[Aim]: The data below should be printed in full, exactly, and without any of its images.

[Supplied material]:
┄┄┄┄┄┄┄┄┄┄┄┄┄┄┄┄┄┄┄┄
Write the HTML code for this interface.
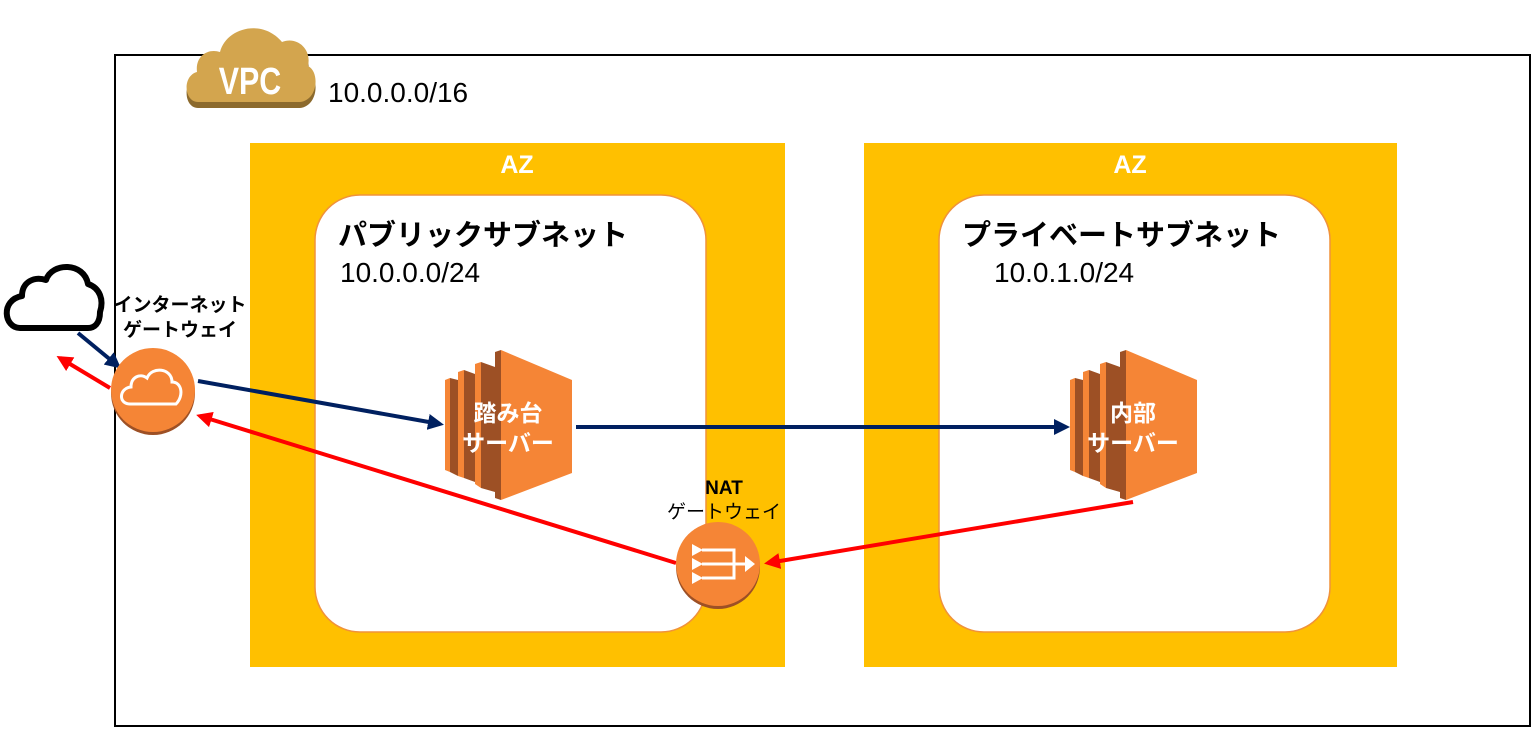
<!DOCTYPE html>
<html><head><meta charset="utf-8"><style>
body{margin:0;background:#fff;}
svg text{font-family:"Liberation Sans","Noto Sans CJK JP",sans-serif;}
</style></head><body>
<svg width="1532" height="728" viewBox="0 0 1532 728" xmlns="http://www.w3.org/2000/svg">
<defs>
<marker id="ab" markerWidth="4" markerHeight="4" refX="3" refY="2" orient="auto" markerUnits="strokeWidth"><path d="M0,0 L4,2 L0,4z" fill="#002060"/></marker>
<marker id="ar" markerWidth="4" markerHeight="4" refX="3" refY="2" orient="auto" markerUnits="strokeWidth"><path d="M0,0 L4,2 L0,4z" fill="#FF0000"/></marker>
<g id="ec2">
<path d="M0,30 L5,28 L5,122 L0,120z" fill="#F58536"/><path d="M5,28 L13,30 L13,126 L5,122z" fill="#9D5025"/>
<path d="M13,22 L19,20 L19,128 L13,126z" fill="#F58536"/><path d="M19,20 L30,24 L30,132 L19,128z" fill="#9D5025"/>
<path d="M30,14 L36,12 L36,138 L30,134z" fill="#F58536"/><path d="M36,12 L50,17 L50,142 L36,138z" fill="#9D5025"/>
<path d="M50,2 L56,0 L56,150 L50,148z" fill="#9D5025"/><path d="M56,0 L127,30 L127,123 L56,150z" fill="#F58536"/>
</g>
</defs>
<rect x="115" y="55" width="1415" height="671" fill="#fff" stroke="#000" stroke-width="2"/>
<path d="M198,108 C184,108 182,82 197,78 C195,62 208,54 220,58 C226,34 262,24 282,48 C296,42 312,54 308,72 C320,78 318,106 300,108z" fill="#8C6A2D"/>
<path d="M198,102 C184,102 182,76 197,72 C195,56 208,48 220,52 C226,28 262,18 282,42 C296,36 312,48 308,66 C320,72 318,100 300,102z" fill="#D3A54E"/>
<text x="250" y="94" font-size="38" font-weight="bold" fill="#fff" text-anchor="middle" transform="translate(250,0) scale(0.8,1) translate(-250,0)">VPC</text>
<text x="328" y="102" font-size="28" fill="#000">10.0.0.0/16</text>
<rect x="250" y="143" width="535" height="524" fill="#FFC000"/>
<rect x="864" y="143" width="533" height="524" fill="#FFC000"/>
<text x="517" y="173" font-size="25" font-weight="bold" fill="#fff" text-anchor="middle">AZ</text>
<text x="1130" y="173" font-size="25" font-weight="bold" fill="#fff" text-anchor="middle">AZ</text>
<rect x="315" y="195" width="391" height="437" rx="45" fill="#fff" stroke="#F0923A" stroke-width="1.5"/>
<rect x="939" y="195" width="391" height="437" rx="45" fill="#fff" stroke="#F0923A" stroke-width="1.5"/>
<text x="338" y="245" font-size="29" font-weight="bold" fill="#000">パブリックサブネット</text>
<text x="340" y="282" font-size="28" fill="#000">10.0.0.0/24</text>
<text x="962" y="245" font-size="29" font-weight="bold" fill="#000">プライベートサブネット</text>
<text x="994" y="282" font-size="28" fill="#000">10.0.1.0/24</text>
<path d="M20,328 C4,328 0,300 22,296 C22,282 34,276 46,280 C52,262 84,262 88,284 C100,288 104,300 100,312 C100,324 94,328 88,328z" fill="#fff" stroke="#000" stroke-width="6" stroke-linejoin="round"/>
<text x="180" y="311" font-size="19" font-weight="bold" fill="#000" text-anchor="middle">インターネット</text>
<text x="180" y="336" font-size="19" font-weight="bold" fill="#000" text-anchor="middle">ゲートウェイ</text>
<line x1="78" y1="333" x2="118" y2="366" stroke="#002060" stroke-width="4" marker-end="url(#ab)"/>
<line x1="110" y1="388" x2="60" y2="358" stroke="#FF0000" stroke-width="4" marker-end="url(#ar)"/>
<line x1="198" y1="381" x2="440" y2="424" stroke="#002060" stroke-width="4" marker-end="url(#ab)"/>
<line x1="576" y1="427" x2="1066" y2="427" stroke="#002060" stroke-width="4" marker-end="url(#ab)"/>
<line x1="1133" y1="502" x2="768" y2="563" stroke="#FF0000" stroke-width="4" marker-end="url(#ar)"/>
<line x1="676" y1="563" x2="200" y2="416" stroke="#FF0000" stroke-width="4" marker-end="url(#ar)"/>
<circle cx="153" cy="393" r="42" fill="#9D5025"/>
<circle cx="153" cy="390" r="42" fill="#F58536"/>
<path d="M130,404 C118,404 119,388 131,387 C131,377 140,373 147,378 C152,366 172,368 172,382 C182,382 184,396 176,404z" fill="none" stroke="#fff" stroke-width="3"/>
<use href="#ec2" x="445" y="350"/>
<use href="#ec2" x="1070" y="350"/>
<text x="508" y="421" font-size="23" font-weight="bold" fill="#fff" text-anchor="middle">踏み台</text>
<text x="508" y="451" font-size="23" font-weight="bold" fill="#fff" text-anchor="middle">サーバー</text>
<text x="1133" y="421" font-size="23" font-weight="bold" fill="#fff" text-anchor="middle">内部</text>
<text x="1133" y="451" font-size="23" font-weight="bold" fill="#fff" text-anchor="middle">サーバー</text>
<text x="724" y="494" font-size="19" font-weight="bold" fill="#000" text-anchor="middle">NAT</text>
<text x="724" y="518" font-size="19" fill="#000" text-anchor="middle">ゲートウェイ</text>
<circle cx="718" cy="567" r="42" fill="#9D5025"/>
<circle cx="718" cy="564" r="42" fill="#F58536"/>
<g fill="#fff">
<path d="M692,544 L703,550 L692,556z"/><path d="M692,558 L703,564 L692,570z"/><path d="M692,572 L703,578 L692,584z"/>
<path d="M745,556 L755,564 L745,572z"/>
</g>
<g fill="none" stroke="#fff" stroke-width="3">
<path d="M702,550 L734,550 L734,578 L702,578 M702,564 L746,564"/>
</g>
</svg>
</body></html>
┄┄┄┄┄┄┄┄┄┄┄┄┄┄┄┄┄┄┄┄
[Solution for this task]:
Write the HTML code for this interface.
<!DOCTYPE html>
<html><head><meta charset="utf-8"><style>
body{margin:0;background:#fff;}
svg text{font-family:"Liberation Sans","Noto Sans CJK JP",sans-serif;}
</style></head><body>
<svg width="1532" height="728" viewBox="0 0 1532 728" xmlns="http://www.w3.org/2000/svg">
<defs>
<marker id="ab" markerWidth="4" markerHeight="4" refX="3" refY="2" orient="auto" markerUnits="strokeWidth"><path d="M0,0 L4,2 L0,4z" fill="#002060"/></marker>
<marker id="ar" markerWidth="4" markerHeight="4" refX="3" refY="2" orient="auto" markerUnits="strokeWidth"><path d="M0,0 L4,2 L0,4z" fill="#FF0000"/></marker>
<g id="ec2">
<path d="M0,30 L5,28 L5,122 L0,120z" fill="#F58536"/><path d="M5,28 L13,30 L13,126 L5,122z" fill="#9D5025"/>
<path d="M13,22 L19,20 L19,128 L13,126z" fill="#F58536"/><path d="M19,20 L30,24 L30,132 L19,128z" fill="#9D5025"/>
<path d="M30,14 L36,12 L36,138 L30,134z" fill="#F58536"/><path d="M36,12 L50,17 L50,142 L36,138z" fill="#9D5025"/>
<path d="M50,2 L56,0 L56,150 L50,148z" fill="#9D5025"/><path d="M56,0 L127,30 L127,123 L56,150z" fill="#F58536"/>
</g>
</defs>
<rect x="115" y="55" width="1415" height="671" fill="#fff" stroke="#000" stroke-width="2"/>
<path d="M198,108 C184,108 182,82 197,78 C195,62 208,54 220,58 C226,34 262,24 282,48 C296,42 312,54 308,72 C320,78 318,106 300,108z" fill="#8C6A2D"/>
<path d="M198,102 C184,102 182,76 197,72 C195,56 208,48 220,52 C226,28 262,18 282,42 C296,36 312,48 308,66 C320,72 318,100 300,102z" fill="#D3A54E"/>
<text x="250" y="94" font-size="38" font-weight="bold" fill="#fff" text-anchor="middle" transform="translate(250,0) scale(0.8,1) translate(-250,0)">VPC</text>
<text x="328" y="102" font-size="28" fill="#000">10.0.0.0/16</text>
<rect x="250" y="143" width="535" height="524" fill="#FFC000"/>
<rect x="864" y="143" width="533" height="524" fill="#FFC000"/>
<text x="517" y="173" font-size="25" font-weight="bold" fill="#fff" text-anchor="middle">AZ</text>
<text x="1130" y="173" font-size="25" font-weight="bold" fill="#fff" text-anchor="middle">AZ</text>
<rect x="315" y="195" width="391" height="437" rx="45" fill="#fff" stroke="#F0923A" stroke-width="1.5"/>
<rect x="939" y="195" width="391" height="437" rx="45" fill="#fff" stroke="#F0923A" stroke-width="1.5"/>
<text x="338" y="245" font-size="29" font-weight="bold" fill="#000">パブリックサブネット</text>
<text x="340" y="282" font-size="28" fill="#000">10.0.0.0/24</text>
<text x="962" y="245" font-size="29" font-weight="bold" fill="#000">プライベートサブネット</text>
<text x="994" y="282" font-size="28" fill="#000">10.0.1.0/24</text>
<path d="M20,328 C4,328 0,300 22,296 C22,282 34,276 46,280 C52,262 84,262 88,284 C100,288 104,300 100,312 C100,324 94,328 88,328z" fill="#fff" stroke="#000" stroke-width="6" stroke-linejoin="round"/>
<text x="180" y="311" font-size="19" font-weight="bold" fill="#000" text-anchor="middle">インターネット</text>
<text x="180" y="336" font-size="19" font-weight="bold" fill="#000" text-anchor="middle">ゲートウェイ</text>
<line x1="78" y1="333" x2="118" y2="366" stroke="#002060" stroke-width="4" marker-end="url(#ab)"/>
<line x1="110" y1="388" x2="60" y2="358" stroke="#FF0000" stroke-width="4" marker-end="url(#ar)"/>
<line x1="198" y1="381" x2="440" y2="424" stroke="#002060" stroke-width="4" marker-end="url(#ab)"/>
<line x1="576" y1="427" x2="1066" y2="427" stroke="#002060" stroke-width="4" marker-end="url(#ab)"/>
<line x1="1133" y1="502" x2="768" y2="563" stroke="#FF0000" stroke-width="4" marker-end="url(#ar)"/>
<line x1="676" y1="563" x2="200" y2="416" stroke="#FF0000" stroke-width="4" marker-end="url(#ar)"/>
<circle cx="153" cy="393" r="42" fill="#9D5025"/>
<circle cx="153" cy="390" r="42" fill="#F58536"/>
<path d="M130,404 C118,404 119,388 131,387 C131,377 140,373 147,378 C152,366 172,368 172,382 C182,382 184,396 176,404z" fill="none" stroke="#fff" stroke-width="3"/>
<use href="#ec2" x="445" y="350"/>
<use href="#ec2" x="1070" y="350"/>
<text x="508" y="421" font-size="23" font-weight="bold" fill="#fff" text-anchor="middle">踏み台</text>
<text x="508" y="451" font-size="23" font-weight="bold" fill="#fff" text-anchor="middle">サーバー</text>
<text x="1133" y="421" font-size="23" font-weight="bold" fill="#fff" text-anchor="middle">内部</text>
<text x="1133" y="451" font-size="23" font-weight="bold" fill="#fff" text-anchor="middle">サーバー</text>
<text x="724" y="494" font-size="19" font-weight="bold" fill="#000" text-anchor="middle">NAT</text>
<text x="724" y="518" font-size="19" fill="#000" text-anchor="middle">ゲートウェイ</text>
<circle cx="718" cy="567" r="42" fill="#9D5025"/>
<circle cx="718" cy="564" r="42" fill="#F58536"/>
<g fill="#fff">
<path d="M692,544 L703,550 L692,556z"/><path d="M692,558 L703,564 L692,570z"/><path d="M692,572 L703,578 L692,584z"/>
<path d="M745,556 L755,564 L745,572z"/>
</g>
<g fill="none" stroke="#fff" stroke-width="3">
<path d="M702,550 L734,550 L734,578 L702,578 M702,564 L746,564"/>
</g>
</svg>
</body></html>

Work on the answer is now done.